Calico and wrong iptables
The Problem
During a routine Ubuntu upgrade from 20.04 to 22.04, I encountered an interesting networking issue in our Kubernetes cluster. While the upgrade itself went smoothly, we started experiencing pod networking problems, particularly with Kubernetes API connectivity.
The Investigation
The symptoms were clear:
- Pods couldn't reach the Kubernetes API
- Internal and external service connectivity was broken
- Host networking remained functional
- Calico logs showed everything was working normally
What made this particularly puzzling was that Calico's logs showed no errors - everything appeared to be functioning as expected. However, when I checked the iptables rules, I found them empty. This was a red flag since Calico is responsible for managing these rules.
The Root Cause
After filtering Calico logs for iptables-related entries, I found this crucial line:
Looked up iptables command backendMode="iptables-legacy-save" candidates=[]string{"iptables-legacy-save", "iptables-save"}
This led to the discovery that Ubuntu 22.04 had migrated to nftables, as documented in the release notes. However, Calico was incorrectly using the legacy iptables backend.
The issue stemmed from Calico's backend detection logic in the code:
if legacyLines >= nftLines {
detectedBackend = "legacy" // default to legacy mode
} else {
detectedBackend = "nft"
}
Calico was choosing the legacy backend because it contained more rules than the nft one, despite the underlying system no longer using it.

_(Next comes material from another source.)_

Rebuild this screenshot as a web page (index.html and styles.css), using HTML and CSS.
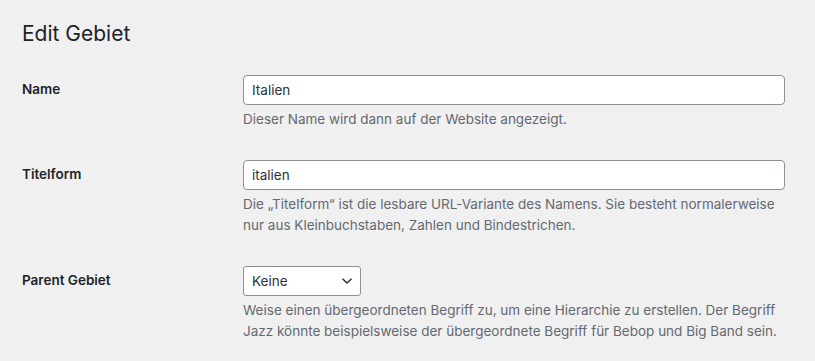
FILE: index.html
```html
<!DOCTYPE html>
<html lang="de">
<head>
    <meta charset="UTF-8">
    <meta name="viewport" content="width=device-width, initial-scale=1.0">
    <title>Edit Gebiet</title>
    <link rel="stylesheet" href="styles.css">
</head>
<body>
    <div class="wrap">
        <h1 class="page-title">Edit Gebiet</h1>

        <table class="form-table">
            <tr class="form-field">
                <th><label for="name">Name</label></th>
                <td>
                    <input type="text" id="name" value="Italien">
                    <p class="description">Dieser Name wird dann auf der Website angezeigt.</p>
                </td>
            </tr>
            <tr class="form-field">
                <th><label for="slug">Titelform</label></th>
                <td>
                    <input type="text" id="slug" value="italien">
                    <p class="description">Die „Titelform“ ist die lesbare URL-Variante des Namens. Sie besteht normalerweise nur aus Kleinbuchstaben, Zahlen und Bindestrichen.</p>
                </td>
            </tr>
            <tr class="form-field">
                <th><label for="parent">Parent Gebiet</label></th>
                <td>
                    <div class="select-box">
                        <select id="parent">
                            <option>Keine</option>
                        </select>
                        <svg class="chevron" width="12" height="8" viewBox="0 0 12 8">
                            <path d="M1.5 1.8 L6 6 L10.5 1.8" fill="none" stroke="#2c3338" stroke-width="1.5"/>
                        </svg>
                    </div>
                    <p class="description">Weise einen übergeordneten Begriff zu, um eine Hierarchie zu erstellen. Der Begriff Jazz könnte beispielsweise der übergeordnete Begriff für Bebop und Big Band sein.</p>
                </td>
            </tr>
        </table>
    </div>
</body>
</html>
```

FILE: styles.css
```css
* {
    box-sizing: border-box;
}

body {
    margin: 0;
    background: #f0f0f1;
    color: #1d2327;
    font-family: Inter, "Noto Sans", sans-serif;
    font-size: 14px;
}

.wrap {
    margin: 10px 20px 0 22px;
}

/* page title */
.page-title {
    margin: 0;
    padding: 9px 0 4px;
    font-size: 21px;
    font-weight: 400;
    line-height: 30px;
}

/* form table */
.form-table {
    width: 100%;
    margin-top: 7px;
    border-collapse: collapse;
}
.form-table th {
    width: 211px;
    padding: 20px 10px 20px 0;
    text-align: left;
    vertical-align: top;
    font-weight: 600;
    font-size: 13.5px;
    line-height: 18px;
}
.form-table td {
    padding: 15px 10px;
    vertical-align: top;
}

input[type="text"] {
    display: block;
    width: 100%;
    height: 30px;
    margin: 0;
    padding: 0 8px;
    border: 1px solid #8c8f94;
    border-radius: 4px;
    background: #fff;
    color: #2c3338;
    font: inherit;
    font-size: 13.5px;
}

.select-box {
    position: relative;
    width: 118px;
}
select {
    display: block;
    width: 100%;
    height: 30px;
    margin: 0;
    padding: 0 24px 0 8px;
    border: 1px solid #8c8f94;
    border-radius: 3px;
    background: #fff;
    color: #2c3338;
    font: inherit;
    font-size: 13.5px;
    appearance: none;
    -webkit-appearance: none;
}
.chevron {
    position: absolute;
    right: 8px;
    top: 11px;
    pointer-events: none;
}

.description {
    margin: 4px 0 0;
    color: #646970;
    font-size: 13.5px;
    line-height: 21px;
}
```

This approach of ignoring the system's default iptables backend in favor of legacy mode is surprisingly common among networking solutions. I found the same code in other CNIs and service meshes. To me, it just seems stupid to override the system's default configuration, especially when it can lead to such subtle and hard-to-diagnose issues. But I might be overlooking something, whatever...
The Solution
While we could have set FELIX_IPTABLESBACKEND
in the Calico DaemonSet, I opted for a more targeted approach to avoid potentional issues for other nodes in cluster:
- Moved the rules from the legacy backend to the nft backend
- Restarted Calico
- Verified pod networking functionality
Lessons Learned
-
Always Read Release Notes: The Ubuntu 22.04 release notes clearly mentioned the migration to nftables. This could have been avoided with proper preparation.
-
Upgrade Strategy: While in-place upgrades can work, they often lead to unexpected issues. The "cattle not pets" philosophy holds true - sometimes a clean installation is better than trying to upgrade existing systems.
-
System Dependencies: When upgrading operating systems, it's crucial to consider how the changes might affect other components, especially in complex systems like Kubernetes.
-
Logging Limitations: Even when logs show everything is working, it's important to verify the actual system state. In this case, the logs were misleading while the actual iptables state told the real story.
Conclusion
This incident reinforced the importance of proper system maintenance and upgrade procedures. While quick fixes can work, they often lead to technical debt and unexpected issues. In production environments, it's better to follow proper procedures and documentation rather than taking shortcuts.
Remember: Upgrades can be tricky, and sometimes the best solution is to start fresh. Cattle, not pets.